Search code examples
python-3.xdatabasebigdataapplyrowwise

What are faster ways of reading big data set and apply row wise operations other than pandas and dask?


I am working on a code where I need to populate a set of data structure based on each row of a big table. Right now, I am using pandas to read the data and do some elementary data validation preprocess. However, when I get to the rest of process and putting data in the corresponding data structure, it takes considerably long time for the loop to be completed and my data structures gets populated. For example, in the following code I have a table with 15 M records. Table has three columns and I create a foo() object base on each row and add it to a list.

# Profile.csv 
# Index    | Name | Family| DB
# ---------|------|-------|----------
# 0.       | Jane | Doe   | 08/23/1977
# ...
# 15000000 | Jhon | Doe   | 01/01/2000

class foo():
    def __init__(self, name, last, bd):
        self.name = name
        self.last = last
        self.bd = bd

def populate(row, my_list):
    my_list.append(foo(*row))

# reading the csv file and formatting the date column
df = pd.read_csv('Profile.csv')
df['DB'] = pd.to_datetime(df['DB'],'%Y-%m-%d')

# using apply to create an foo() object and add it to the list
my_list = []
gf.apply(populate, axis=1, args=(my_list,))

So the after using pandas to convert the string date to the date object, I just need to iterate over the DataFrame to creat my object and add them to the list.
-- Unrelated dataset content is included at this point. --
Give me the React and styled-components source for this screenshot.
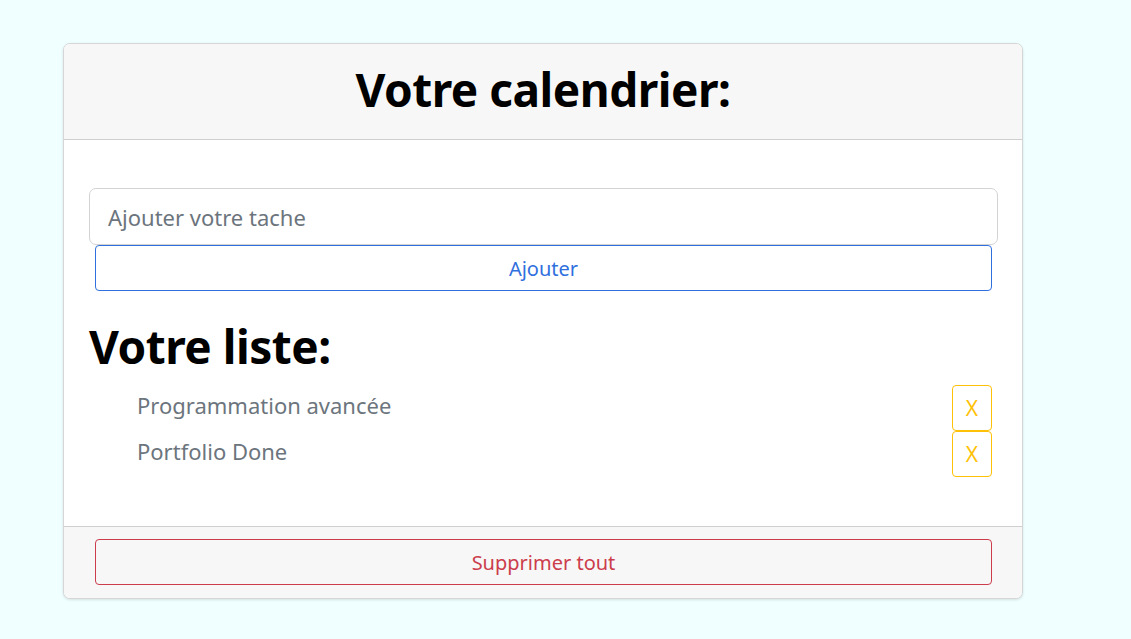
import React from 'react';
import styled, { createGlobalStyle } from 'styled-components';

const GlobalStyle = createGlobalStyle`
  html, body {
    margin: 0;
    padding: 0;
    background: #f0ffff;
  }
  body {
    font-family: 'Noto Sans', 'Open Sans', sans-serif;
    color: #212529;
  }
`;

const Page = styled.div`
  padding: 43px 0 40px 63px;
`;

const Card = styled.div`
  width: 960px;
  box-sizing: border-box;
  background: #ffffff;
  border: 1px solid #d6d6d6;
  border-radius: 7px;
  box-shadow: 0 1px 3px rgba(0, 0, 0, 0.12);
  overflow: hidden;
`;

const CardHeader = styled.div`
  height: 96px;
  box-sizing: border-box;
  padding-bottom: 6px;
  background: #f7f7f7;
  border-bottom: 1px solid #cfcfcf;
  display: flex;
  align-items: center;
  justify-content: center;
`;

const Title = styled.h1`
  margin: 0;
  font-size: 46px;
  font-weight: 700;
  color: #000;
  letter-spacing: -0.5px;
`;

const CardBody = styled.div`
  padding: 48px 24px 49px 25px;
  display: flex;
  flex-direction: column;
`;

const Input = styled.input`
  height: 57px;
  box-sizing: border-box;
  border: 1px solid #d3d3d3;
  border-radius: 7px;
  padding: 0 18px;
  font-family: inherit;
  font-size: 22px;
  color: #495057;
  outline: none;

  &::placeholder {
    color: #6c757d;
  }
`;

const OutlineButton = styled.button`
  margin: 0 6px;
  height: 46px;
  box-sizing: border-box;
  background: transparent;
  border: 1px solid ${(p) => p.$color};
  border-radius: 4px;
  color: ${(p) => p.$color};
  font-family: inherit;
  font-size: 20px;
  cursor: pointer;
`;

const ListTitle = styled.h2`
  margin: 28px 0 11px;
  font-size: 46px;
  font-weight: 700;
  color: #000;
  line-height: 1.2;
  letter-spacing: -0.5px;
`;

const List = styled.ul`
  list-style: none;
  margin: 0;
  padding: 0 6px 0 48px;
  display: flex;
  flex-direction: column;
`;

const Item = styled.li`
  display: flex;
  justify-content: space-between;
  align-items: flex-start;
`;

const ItemText = styled.span`
  font-size: 22px;
  color: #6c757d;
  line-height: 40px;
`;

const RemoveButton = styled.button`
  width: 40px;
  height: 46px;
  box-sizing: border-box;
  background: transparent;
  border: 1px solid #ffc107;
  border-radius: 4px;
  color: #ffc107;
  font-family: inherit;
  font-size: 21px;
  padding: 0;
  cursor: pointer;
`;

const CardFooter = styled.div`
  background: #f7f7f7;
  border-top: 1px solid #cfcfcf;
  padding: 12px 24px 13px 25px;
  display: flex;
  flex-direction: column;
`;

const tasks = ['Programmation avancée', 'Portfolio Done'];

export default function App() {
  return (
    <>
      <GlobalStyle />
      <Page>
        <Card>
          <CardHeader>
            <Title>Votre calendrier:</Title>
          </CardHeader>
          <CardBody>
            <Input placeholder="Ajouter votre tache" />
            <OutlineButton $color="#2f6fde">Ajouter</OutlineButton>
            <ListTitle>Votre liste:</ListTitle>
            <List>
              {tasks.map((task) => (
                <Item key={task}>
                  <ItemText>{task}</ItemText>
                  <RemoveButton>X</RemoveButton>
                </Item>
              ))}
            </List>
          </CardBody>
          <CardFooter>
            <OutlineButton $color="#cc3d4c">Supprimer tout</OutlineButton>
          </CardFooter>
        </Card>
      </Page>
    </>
  );
}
This process is very time taking (in my real example it is even taking more time since my data structure is more complex and I have more columns). So, I am wondering what is the best practice in this case to enhance my run time. Should I even use pandas to read my big tables and process through them row by row?


Solution

  • There are multiple approaches for this kind of situation, however, the fastest and most effective method is using vectorization if possible. The solution for the example I demonstrated in this post using vectorization could be as follows:

    my_list = [foo(*args) for args in zip(df["Name"],df["Family"],df["BD"])]
    

    If the vectorization is not possible, converting the data framce to a dictionary could significantly improve the performance. For the current example if would be something like:

    my_list = []
    dc = df.to_dict()
    for i, j in dc.items():
        my_list.append(foo(dc["Name"][i], dc["Family"][i], dc["BD"][i]))
    

    The last solution is particularly very effective if the type of structures and processes are more complex.